:: Given problem ::
Check every line for the word "screenshot" and give the number of lines where it occurs, nothing else.

>> begin Data provided

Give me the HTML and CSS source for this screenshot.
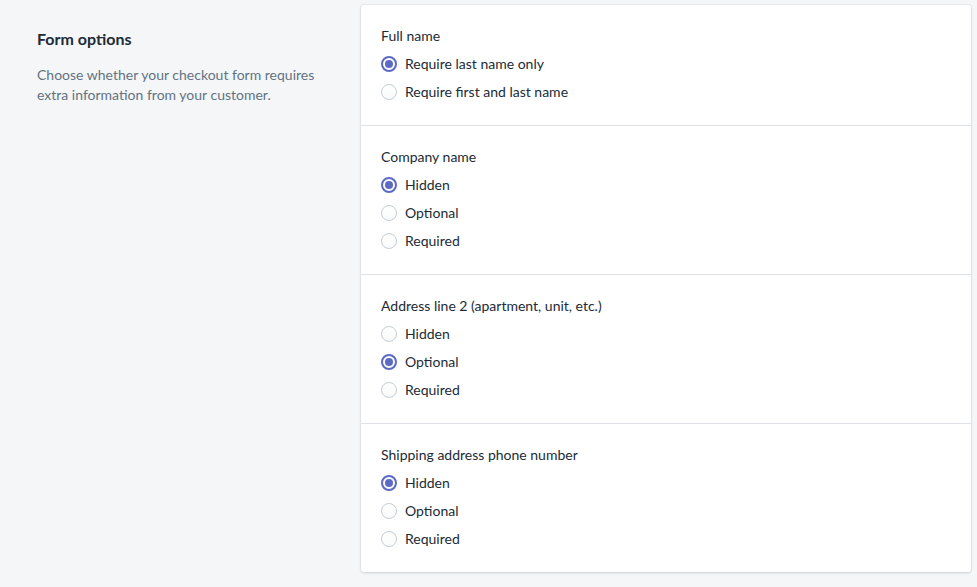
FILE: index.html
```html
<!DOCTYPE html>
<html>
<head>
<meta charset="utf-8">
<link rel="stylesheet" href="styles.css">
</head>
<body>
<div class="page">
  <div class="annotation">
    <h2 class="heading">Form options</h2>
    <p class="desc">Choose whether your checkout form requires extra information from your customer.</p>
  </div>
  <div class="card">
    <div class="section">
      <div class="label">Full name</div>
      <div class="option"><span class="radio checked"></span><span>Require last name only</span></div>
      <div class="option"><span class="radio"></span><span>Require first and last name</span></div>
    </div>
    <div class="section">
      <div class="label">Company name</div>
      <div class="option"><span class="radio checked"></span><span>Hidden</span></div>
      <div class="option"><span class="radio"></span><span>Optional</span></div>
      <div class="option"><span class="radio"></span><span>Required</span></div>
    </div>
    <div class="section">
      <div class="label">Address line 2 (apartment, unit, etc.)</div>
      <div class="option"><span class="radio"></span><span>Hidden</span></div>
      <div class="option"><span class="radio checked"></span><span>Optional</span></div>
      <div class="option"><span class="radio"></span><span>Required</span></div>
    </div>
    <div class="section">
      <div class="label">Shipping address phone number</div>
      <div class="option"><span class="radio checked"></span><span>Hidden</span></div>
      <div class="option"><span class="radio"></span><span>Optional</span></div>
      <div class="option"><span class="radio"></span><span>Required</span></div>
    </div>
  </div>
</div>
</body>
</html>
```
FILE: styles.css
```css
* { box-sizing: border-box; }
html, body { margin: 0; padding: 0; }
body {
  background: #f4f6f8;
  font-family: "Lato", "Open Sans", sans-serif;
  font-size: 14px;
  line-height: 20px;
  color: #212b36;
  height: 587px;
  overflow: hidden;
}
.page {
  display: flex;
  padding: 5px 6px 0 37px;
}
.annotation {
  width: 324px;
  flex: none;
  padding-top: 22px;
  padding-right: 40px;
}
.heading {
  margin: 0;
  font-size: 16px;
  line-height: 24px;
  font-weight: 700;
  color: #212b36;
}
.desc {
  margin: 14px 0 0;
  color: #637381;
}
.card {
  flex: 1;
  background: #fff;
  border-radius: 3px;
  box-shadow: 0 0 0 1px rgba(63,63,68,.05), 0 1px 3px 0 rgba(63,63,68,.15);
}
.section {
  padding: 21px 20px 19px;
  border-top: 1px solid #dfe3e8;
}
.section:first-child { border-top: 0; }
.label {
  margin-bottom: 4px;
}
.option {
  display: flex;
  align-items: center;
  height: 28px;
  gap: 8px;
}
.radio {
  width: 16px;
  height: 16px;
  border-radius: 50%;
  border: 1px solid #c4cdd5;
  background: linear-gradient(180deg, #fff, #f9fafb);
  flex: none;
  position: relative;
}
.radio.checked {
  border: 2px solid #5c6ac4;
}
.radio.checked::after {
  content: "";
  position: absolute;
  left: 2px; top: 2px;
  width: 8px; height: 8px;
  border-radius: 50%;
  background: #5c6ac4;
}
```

>> end Data provided
>> begin Data provided

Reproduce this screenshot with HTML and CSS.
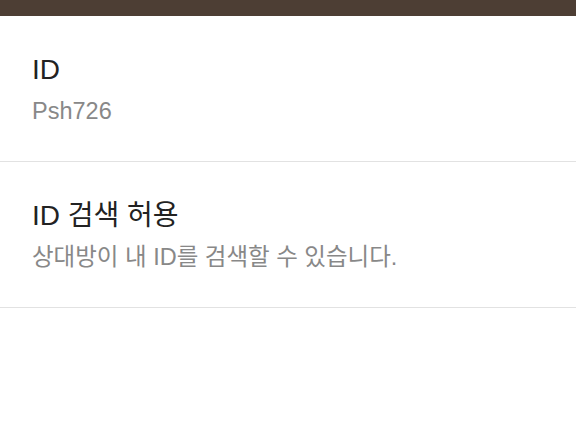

>> end Data provided
>> begin Data provided

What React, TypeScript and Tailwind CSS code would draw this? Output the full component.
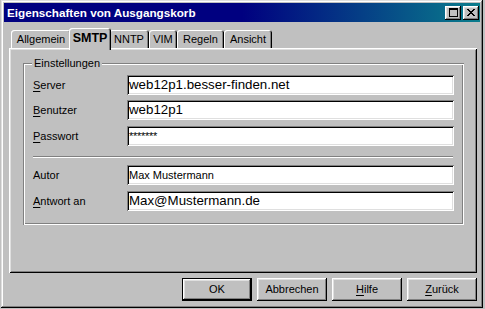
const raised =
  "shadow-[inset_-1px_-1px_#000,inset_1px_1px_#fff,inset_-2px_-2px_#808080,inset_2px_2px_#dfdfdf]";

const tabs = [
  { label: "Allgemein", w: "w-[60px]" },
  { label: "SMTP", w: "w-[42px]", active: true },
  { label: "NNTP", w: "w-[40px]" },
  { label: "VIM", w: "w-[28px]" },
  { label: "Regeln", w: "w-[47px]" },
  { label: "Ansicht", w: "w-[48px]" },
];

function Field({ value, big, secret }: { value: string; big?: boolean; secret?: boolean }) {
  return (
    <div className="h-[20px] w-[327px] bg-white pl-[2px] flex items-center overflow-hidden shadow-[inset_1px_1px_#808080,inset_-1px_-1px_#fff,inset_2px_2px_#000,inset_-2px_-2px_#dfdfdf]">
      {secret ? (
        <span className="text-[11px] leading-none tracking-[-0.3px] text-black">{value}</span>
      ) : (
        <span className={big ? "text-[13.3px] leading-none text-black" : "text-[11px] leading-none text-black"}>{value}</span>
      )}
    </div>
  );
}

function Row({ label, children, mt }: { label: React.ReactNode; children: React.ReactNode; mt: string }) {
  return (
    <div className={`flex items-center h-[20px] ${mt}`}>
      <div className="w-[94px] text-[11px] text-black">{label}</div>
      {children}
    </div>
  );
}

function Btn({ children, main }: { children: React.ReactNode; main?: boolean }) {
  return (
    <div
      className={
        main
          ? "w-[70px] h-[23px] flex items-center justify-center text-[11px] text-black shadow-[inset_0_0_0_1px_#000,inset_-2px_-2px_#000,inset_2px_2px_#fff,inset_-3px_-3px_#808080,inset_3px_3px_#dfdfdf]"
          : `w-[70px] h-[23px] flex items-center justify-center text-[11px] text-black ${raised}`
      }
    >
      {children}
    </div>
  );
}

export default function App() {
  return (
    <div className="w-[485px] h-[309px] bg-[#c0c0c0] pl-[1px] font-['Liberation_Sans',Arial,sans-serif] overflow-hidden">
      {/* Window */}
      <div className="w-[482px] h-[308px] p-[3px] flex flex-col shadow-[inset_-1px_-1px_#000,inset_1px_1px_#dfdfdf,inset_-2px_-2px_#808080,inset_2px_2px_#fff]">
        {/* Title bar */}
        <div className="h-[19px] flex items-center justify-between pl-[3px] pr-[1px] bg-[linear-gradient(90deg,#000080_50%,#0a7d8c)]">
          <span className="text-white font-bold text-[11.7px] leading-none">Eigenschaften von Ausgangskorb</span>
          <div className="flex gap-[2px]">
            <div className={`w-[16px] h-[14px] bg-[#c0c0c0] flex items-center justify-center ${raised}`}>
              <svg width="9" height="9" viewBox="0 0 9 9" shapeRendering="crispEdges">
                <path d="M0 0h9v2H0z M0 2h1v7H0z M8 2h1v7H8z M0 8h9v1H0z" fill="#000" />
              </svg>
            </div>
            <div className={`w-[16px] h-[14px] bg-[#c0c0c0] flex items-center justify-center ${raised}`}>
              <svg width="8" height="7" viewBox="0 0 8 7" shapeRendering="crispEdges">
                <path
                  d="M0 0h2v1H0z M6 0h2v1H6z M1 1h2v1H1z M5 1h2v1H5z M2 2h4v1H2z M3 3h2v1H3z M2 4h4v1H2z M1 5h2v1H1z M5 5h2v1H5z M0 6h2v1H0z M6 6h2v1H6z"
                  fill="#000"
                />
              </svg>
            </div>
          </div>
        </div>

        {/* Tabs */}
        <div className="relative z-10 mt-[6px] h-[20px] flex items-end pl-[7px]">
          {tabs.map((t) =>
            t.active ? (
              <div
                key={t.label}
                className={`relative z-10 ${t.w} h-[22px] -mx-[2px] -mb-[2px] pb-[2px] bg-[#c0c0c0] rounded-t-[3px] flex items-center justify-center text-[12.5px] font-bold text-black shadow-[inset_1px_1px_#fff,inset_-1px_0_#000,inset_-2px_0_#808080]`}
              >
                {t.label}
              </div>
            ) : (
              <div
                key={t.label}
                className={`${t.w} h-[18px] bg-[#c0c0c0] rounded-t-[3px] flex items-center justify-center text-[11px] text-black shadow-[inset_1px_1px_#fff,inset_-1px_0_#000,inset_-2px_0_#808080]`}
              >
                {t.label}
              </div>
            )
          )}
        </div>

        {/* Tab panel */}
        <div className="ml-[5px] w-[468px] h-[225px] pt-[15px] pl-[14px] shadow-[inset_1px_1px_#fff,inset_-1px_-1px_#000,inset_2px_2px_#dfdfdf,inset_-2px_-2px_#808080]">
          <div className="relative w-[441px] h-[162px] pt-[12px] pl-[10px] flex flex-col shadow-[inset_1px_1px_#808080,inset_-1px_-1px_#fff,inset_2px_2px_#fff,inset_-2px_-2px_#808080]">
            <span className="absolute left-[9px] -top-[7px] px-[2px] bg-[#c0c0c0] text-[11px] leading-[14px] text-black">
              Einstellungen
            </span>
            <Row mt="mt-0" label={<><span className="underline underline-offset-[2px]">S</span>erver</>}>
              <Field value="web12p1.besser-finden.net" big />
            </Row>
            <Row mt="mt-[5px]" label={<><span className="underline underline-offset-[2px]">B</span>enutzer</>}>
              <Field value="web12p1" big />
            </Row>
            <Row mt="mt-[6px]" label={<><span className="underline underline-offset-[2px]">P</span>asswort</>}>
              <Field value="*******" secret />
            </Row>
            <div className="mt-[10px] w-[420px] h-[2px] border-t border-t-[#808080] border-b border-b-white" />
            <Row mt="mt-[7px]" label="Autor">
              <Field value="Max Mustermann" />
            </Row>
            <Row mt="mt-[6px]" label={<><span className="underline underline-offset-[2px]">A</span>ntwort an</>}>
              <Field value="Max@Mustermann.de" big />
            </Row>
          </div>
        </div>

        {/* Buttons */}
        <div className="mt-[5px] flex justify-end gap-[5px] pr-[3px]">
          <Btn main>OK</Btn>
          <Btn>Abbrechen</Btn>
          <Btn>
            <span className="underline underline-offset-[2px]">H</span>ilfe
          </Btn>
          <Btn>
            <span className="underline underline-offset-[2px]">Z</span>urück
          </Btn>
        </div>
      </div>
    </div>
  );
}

>> end Data provided

:: Written solution ::
2